Bu ifadeye göre hakiki edep, Peygamber Efendimiz’in (asm) sünnetini yaşamakla olur. Çünkü onun her hali, Allah’ın isimlerinin en güzel tecellisidir. Nitekim “Benim Rabbim bana edebi öğretti, ne güzel öğretti” hadîsi de bunu tasdik eder.
Edep, aynı zamanda hayâ ile birlikte yürüyen bir fazilettir. Tesettür bunun en zarif yönlerinden biridir. Allah, çirkinlikleri örtmeyi murad etmiş, fıtrat da buna meyletmiştir. Edep, bu örtünün sadece bedene değil, niyete ve kalbe de şamil olmasıdır. Tesettür bir kumaş değil, bir niyet, bir duruştur.
Resûl-i Ekrem (asm), Sahabeye “Allah’tan hakkıyla hayâ ediniz” buyurduğunda, onlar “Elhamdülillah hayâ ediyoruz” cevabını vermişlerdi.
Bunun üzerine Efendimiz şöyle açıklamıştır:
“Allah’tan hakkıyla hayâ etmek; başı ve başın ihtiva ettiği göz, kulak, dil gibi azaları, bedenin içi ve içindekileri muhafaza etmektir. Ölümü ve çürümeyi hatırlamaktır. Kim bunu yaparsa Allah’tan hakkıyla hayâ etmiş olur.” (Tirmizî)
Bu hadis, edebin kalp, beden ve zihni kuşatan bir sorumluluk olduğunu gösterir. İnsan yalnızken, kameraların olmadığı bir odadayken de edepli olmakla mükelleftir. Çünkü “edep”, Allah’ın huzurunda olduğunu unutmamaktır.
Günümüzde edep, sadece toplum kuralları çerçevesinde ele alınıyor. Oysa Bediüzzaman Hazretleri’nin bakışıyla edep; Allah’ın isimlerini dikkate alan, O’nun huzurunda yaşar gibi davranan bir kulluğun adıdır.
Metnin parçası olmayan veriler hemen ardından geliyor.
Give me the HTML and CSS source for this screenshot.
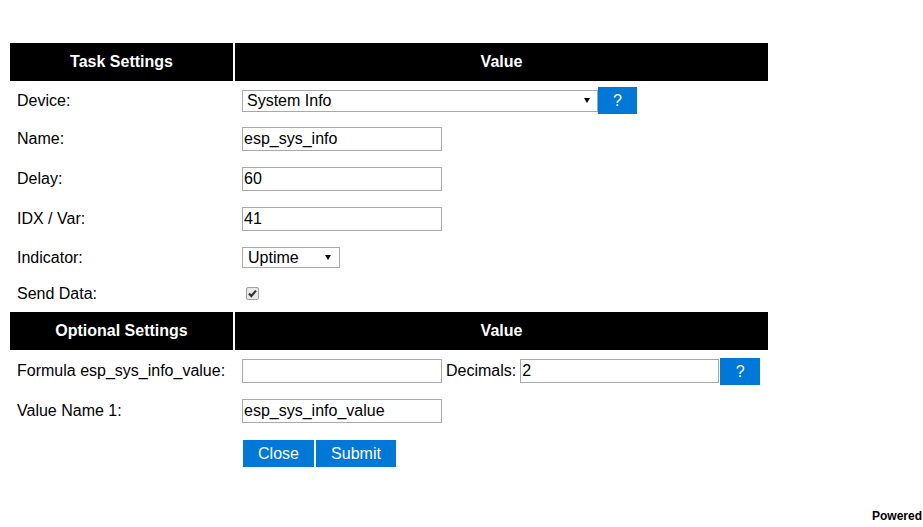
FILE: index.html
```html
<!DOCTYPE html>
<html>
<head>
<meta charset="utf-8">
<title>Task Settings</title>
<link rel="stylesheet" href="styles.css">
</head>
<body>
<table class="settings">
  <colgroup><col class="c1"><col class="c2"></colgroup>
  <tr><th>Task Settings</th><th>Value</th></tr>
  <tr class="h35">
    <td>Device:</td>
    <td><div class="val"><span class="sel sel-device"><span>System Info</span><span class="arrow"></span></span><span class="btn help">?</span></div></td>
  </tr>
  <tr class="h38">
    <td>Name:</td>
    <td><div class="val"><span class="inp">esp_sys_info</span></div></td>
  </tr>
  <tr class="h38">
    <td>Delay:</td>
    <td><div class="val"><span class="inp">60</span></div></td>
  </tr>
  <tr class="h38">
    <td>IDX / Var:</td>
    <td><div class="val"><span class="inp">41</span></div></td>
  </tr>
  <tr class="h35">
    <td>Indicator:</td>
    <td><div class="val"><span class="sel sel-ind"><span>Uptime</span><span class="arrow"></span></span></div></td>
  </tr>
  <tr class="h33">
    <td>Send Data:</td>
    <td><div class="val"><span class="chk"><svg width="11" height="11" viewBox="0 0 11 11"><path d="M2 5.6 L4.3 8 L9 2.6" fill="none" stroke="#333" stroke-width="2.2"/></svg></span></div></td>
  </tr>
  <tr><th>Optional Settings</th><th>Value</th></tr>
  <tr class="h38">
    <td>Formula esp_sys_info_value:</td>
    <td><div class="val"><span class="inp"></span><span class="dec">Decimals:</span><span class="inp">2</span><span class="btn help help2">?</span></div></td>
  </tr>
  <tr class="h38">
    <td>Value Name 1:</td>
    <td><div class="val"><span class="inp">esp_sys_info_value</span></div></td>
  </tr>
  <tr class="h43">
    <td></td>
    <td><div class="val"><span class="btn close">Close</span><span class="btn submit">Submit</span></div></td>
  </tr>
</table>
<div class="footer"><span class="powered">Powered</span></div>
</body>
</html>
```

FILE: styles.css
```css
html {
  background: #fff;
}
body {
  margin: 8px 0 0 8px;
  font-family: "Liberation Sans", Arial, sans-serif;
  font-size: 16px;
  color: #000;
}
.settings {
  margin-top: 33px;
  width: 762px;
  table-layout: fixed;
  border-collapse: separate;
  border-spacing: 2px;
}
.c1 { width: 223px; }
.c2 { width: 533px; }
.settings th {
  background: #000;
  color: #fff;
  font-weight: bold;
  font-size: 16px;
  line-height: 18px;
  padding: 10px;
  text-align: center;
}
.settings td {
  padding: 0 7px;
  vertical-align: middle;
  white-space: nowrap;
  line-height: 18px;
}
.h33 td { height: 33px; }
.h35 td { height: 35px; }
.h38 td { height: 38px; }
.h43 td { height: 43px; }
.val {
  display: flex;
  align-items: center;
}
.inp {
  box-sizing: border-box;
  width: 200px;
  height: 24px;
  border: 1px solid #a9a9a9;
  padding: 0 1px;
  line-height: 22px;
  background: #fff;
  overflow: hidden;
}
.val .inp + .dec + .inp {
  width: 199px;
}
.sel {
  box-sizing: border-box;
  height: 22px;
  border: 1px solid #a9a9a9;
  padding: 0 7px 0 4px;
  line-height: 20px;
  display: flex;
  align-items: center;
  justify-content: space-between;
  background: #fff;
}
.sel-device { width: 356px; }
.sel-ind { width: 98px; padding-left: 5px; padding-right: 8px; height: 21px; line-height: 19px; }
.arrow {
  width: 0;
  height: 0;
  border-left: 3px solid transparent;
  border-right: 3px solid transparent;
  border-top: 5px solid #000;
}
.btn {
  box-sizing: border-box;
  display: inline-block;
  height: 27px;
  line-height: 27px;
  background: #0078d7;
  color: #fff;
  text-align: center;
}
.help {
  width: 39px;
}
.help2 { margin-left: 1px; width: 40px; }
.dec {
  margin-left: 4px;
  margin-right: 4px;
}
.chk {
  box-sizing: border-box;
  width: 13px;
  height: 13px;
  margin-left: 4px;
  border: 1px solid #a0a0a0;
  border-radius: 2px;
  background: #e9e9e9;
  display: flex;
  align-items: center;
  justify-content: center;
}
.chk svg { display: block; }
.close {
  width: 71px;
  margin-left: 1px;
}
.submit {
  width: 80px;
  margin-left: 2px;
}
.footer {
  margin-top: 32px;
  display: flex;
  justify-content: flex-end;
  padding-right: 1px;
  font-weight: bold;
  font-size: 12px;
  line-height: 14px;
  white-space: nowrap;
}
```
Bu yönüyle sünnet-i seniyye, edebin İlâhî sınırlarını belirleyen yegâne kaynaktır.
Sonuç olarak hakikî edep; mahlûkata değil, Hâlık’a yönelen bir nezakettir. Bu nezaket, Allah’ın cemalî ve celalî isimlerine karşı gösterilen itinalı bir duruştur. Edep, kişinin fıtratını bozmadan, Allah’ın yarattığı güzellikleri yerli yerince muhafaza etmesidir.
Bu çizgiye riayet eden, hem dünya izzetine mazhar olur, hem ahirette saadeti kazanır. Çünkü edep, kulluğun en zarif yüzüdür. Edebi muhafaza eden, Rabbine karşı nezaketini muhafaza etmiş olur.